PROBLEM STATEMENT:
Begin with the first line and repeat exactly through the line containing "16.2 + i * 23.2);"; leave every image out.

SOURCE DATA:
□ □ □ □

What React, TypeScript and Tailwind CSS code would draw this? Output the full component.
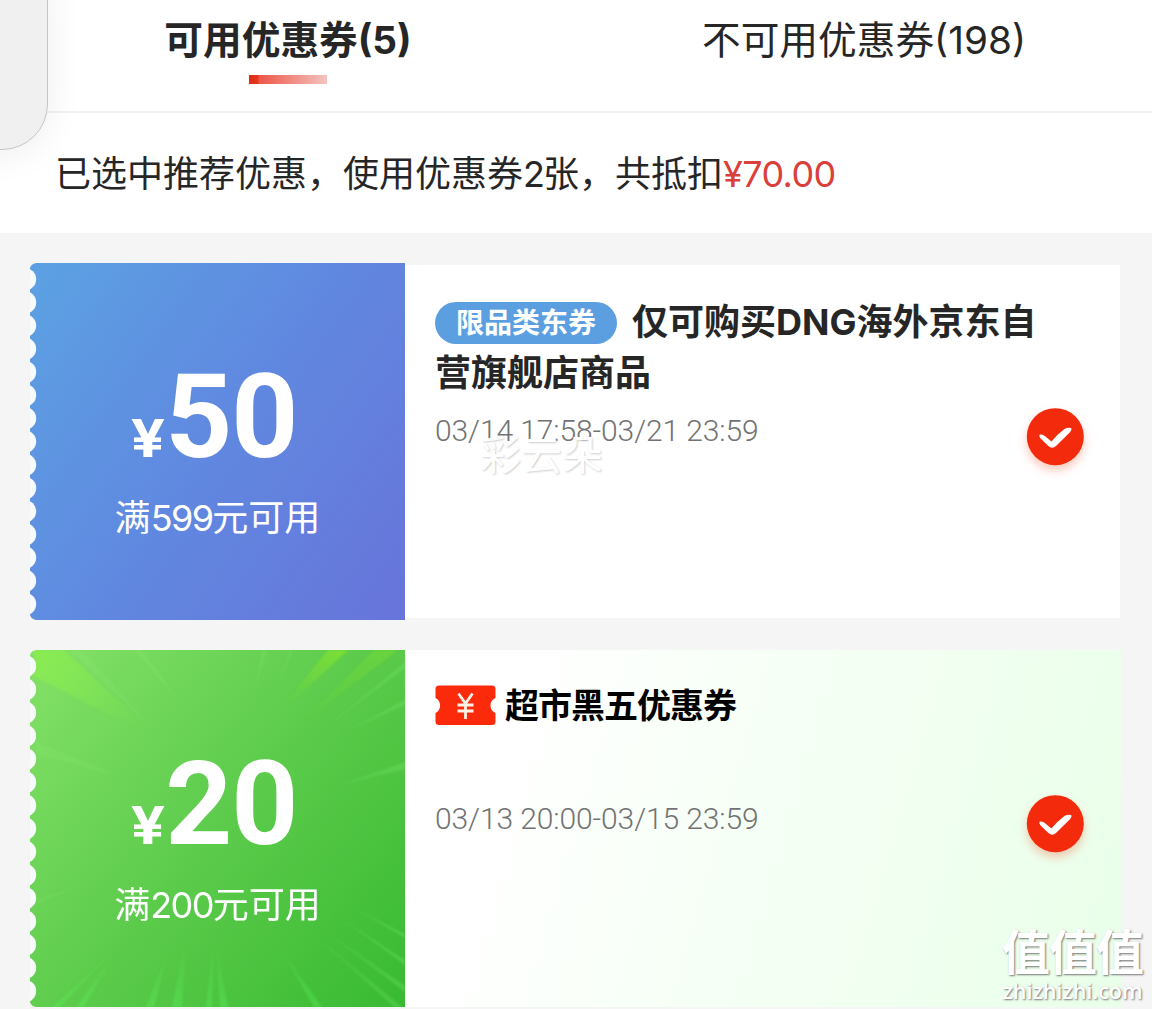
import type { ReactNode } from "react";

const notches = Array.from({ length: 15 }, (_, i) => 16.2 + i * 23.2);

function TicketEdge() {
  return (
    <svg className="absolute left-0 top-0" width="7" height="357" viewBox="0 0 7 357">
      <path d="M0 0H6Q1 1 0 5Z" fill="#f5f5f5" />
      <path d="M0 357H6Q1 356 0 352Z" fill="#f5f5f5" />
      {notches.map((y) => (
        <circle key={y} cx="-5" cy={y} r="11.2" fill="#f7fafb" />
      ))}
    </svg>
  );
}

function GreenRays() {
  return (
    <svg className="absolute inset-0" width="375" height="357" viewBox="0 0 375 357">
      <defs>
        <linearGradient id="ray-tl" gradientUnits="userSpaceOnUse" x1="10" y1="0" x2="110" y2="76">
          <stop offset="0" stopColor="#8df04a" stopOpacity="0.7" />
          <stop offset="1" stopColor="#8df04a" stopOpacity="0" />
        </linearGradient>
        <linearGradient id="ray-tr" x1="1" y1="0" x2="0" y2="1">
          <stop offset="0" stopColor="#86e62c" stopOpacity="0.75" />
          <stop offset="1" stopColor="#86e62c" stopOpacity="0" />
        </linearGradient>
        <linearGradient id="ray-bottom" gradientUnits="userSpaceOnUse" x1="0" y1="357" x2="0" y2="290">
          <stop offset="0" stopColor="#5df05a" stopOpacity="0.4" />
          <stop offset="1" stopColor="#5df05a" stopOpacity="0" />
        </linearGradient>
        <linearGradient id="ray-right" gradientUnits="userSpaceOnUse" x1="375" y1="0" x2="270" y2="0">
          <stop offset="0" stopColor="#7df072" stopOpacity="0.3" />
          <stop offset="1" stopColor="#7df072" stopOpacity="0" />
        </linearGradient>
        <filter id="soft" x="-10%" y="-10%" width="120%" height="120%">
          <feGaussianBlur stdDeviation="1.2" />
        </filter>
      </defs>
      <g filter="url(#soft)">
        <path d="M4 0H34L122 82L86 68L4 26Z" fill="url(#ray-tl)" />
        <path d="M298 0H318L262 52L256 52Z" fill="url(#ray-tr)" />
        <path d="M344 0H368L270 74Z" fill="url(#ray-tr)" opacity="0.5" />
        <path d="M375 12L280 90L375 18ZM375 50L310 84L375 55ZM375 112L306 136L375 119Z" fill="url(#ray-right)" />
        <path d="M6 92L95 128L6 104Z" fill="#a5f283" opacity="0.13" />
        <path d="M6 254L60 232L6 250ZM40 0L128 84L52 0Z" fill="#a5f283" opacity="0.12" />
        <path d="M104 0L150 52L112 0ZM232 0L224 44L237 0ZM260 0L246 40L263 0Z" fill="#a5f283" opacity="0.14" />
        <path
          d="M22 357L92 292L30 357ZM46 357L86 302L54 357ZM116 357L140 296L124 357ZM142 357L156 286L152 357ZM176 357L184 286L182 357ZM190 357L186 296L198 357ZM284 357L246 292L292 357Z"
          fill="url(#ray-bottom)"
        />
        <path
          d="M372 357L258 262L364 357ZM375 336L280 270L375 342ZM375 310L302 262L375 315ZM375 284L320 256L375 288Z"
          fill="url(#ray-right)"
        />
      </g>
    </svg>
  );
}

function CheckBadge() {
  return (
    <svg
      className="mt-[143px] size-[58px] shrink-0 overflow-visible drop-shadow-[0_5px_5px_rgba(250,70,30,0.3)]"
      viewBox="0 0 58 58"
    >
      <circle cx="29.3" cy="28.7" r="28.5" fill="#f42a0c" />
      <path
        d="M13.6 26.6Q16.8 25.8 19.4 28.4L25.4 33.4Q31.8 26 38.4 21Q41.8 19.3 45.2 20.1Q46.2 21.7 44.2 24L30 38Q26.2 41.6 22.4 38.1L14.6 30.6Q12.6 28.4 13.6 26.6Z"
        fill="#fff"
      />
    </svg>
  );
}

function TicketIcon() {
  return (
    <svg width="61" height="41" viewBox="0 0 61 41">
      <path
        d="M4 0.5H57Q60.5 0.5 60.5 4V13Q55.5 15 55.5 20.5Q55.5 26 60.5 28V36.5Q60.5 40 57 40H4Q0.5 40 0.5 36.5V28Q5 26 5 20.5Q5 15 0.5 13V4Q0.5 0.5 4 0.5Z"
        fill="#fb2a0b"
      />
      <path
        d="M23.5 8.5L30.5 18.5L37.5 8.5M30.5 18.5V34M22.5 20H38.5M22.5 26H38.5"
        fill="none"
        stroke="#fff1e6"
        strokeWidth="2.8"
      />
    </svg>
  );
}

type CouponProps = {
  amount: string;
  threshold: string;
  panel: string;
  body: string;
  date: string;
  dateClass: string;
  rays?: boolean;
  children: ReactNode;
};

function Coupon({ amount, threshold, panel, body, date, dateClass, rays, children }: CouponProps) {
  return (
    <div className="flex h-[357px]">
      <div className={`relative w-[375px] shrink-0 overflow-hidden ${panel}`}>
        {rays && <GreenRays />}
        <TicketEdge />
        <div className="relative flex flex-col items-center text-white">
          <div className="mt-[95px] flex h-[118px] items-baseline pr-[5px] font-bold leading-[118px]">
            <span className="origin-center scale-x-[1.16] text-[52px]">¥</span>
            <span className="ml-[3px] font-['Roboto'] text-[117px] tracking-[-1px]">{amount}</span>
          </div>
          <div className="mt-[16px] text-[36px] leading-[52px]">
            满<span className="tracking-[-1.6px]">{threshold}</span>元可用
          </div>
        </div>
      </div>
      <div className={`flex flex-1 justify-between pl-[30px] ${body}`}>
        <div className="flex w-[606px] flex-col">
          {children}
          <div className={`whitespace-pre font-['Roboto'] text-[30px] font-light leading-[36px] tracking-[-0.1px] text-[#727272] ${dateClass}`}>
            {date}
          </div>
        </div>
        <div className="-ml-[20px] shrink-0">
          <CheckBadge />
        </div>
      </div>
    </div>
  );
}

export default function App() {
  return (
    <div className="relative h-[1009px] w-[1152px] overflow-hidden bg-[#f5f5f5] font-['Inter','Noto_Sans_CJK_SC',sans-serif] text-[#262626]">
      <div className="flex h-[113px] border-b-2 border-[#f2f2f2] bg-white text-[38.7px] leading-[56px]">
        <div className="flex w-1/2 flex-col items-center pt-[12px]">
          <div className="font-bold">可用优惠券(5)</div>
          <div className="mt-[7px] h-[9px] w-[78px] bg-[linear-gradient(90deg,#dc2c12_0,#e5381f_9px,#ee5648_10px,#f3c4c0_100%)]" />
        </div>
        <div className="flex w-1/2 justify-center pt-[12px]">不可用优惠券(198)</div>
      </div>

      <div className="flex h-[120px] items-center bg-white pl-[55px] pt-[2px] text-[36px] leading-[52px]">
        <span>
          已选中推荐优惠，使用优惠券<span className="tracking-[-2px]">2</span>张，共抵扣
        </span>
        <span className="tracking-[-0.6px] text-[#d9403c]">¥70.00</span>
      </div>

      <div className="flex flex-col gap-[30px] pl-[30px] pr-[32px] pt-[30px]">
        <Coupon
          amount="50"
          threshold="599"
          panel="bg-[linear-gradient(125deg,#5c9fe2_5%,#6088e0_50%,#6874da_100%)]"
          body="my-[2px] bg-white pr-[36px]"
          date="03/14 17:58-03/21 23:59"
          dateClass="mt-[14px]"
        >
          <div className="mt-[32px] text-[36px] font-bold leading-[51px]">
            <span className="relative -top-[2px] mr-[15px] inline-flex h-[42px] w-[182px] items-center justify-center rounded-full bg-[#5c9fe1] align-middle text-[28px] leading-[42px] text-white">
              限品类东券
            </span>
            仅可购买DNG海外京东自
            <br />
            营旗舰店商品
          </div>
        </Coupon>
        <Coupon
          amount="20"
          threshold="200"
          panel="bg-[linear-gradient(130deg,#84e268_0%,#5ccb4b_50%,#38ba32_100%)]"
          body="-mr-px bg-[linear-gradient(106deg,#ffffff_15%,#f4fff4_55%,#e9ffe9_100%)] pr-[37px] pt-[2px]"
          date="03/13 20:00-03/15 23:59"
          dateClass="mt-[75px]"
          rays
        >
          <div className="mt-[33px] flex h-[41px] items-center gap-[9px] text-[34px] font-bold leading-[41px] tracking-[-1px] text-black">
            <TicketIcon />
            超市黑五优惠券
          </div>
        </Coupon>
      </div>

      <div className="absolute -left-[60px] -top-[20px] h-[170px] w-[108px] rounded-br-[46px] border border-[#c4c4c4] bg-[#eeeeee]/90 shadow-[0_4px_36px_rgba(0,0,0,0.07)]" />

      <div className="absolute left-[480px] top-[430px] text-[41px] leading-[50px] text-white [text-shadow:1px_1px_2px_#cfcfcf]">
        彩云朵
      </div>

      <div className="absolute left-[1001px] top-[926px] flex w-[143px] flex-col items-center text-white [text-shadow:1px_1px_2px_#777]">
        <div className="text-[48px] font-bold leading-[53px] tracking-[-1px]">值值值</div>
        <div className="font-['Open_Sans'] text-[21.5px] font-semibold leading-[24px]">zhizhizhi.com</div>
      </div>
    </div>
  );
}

□ □ □ □

TASK SOLUTION:
What React, TypeScript and Tailwind CSS code would draw this? Output the full component.
import type { ReactNode } from "react";

const notches = Array.from({ length: 15 }, (_, i) => 16.2 + i * 23.2);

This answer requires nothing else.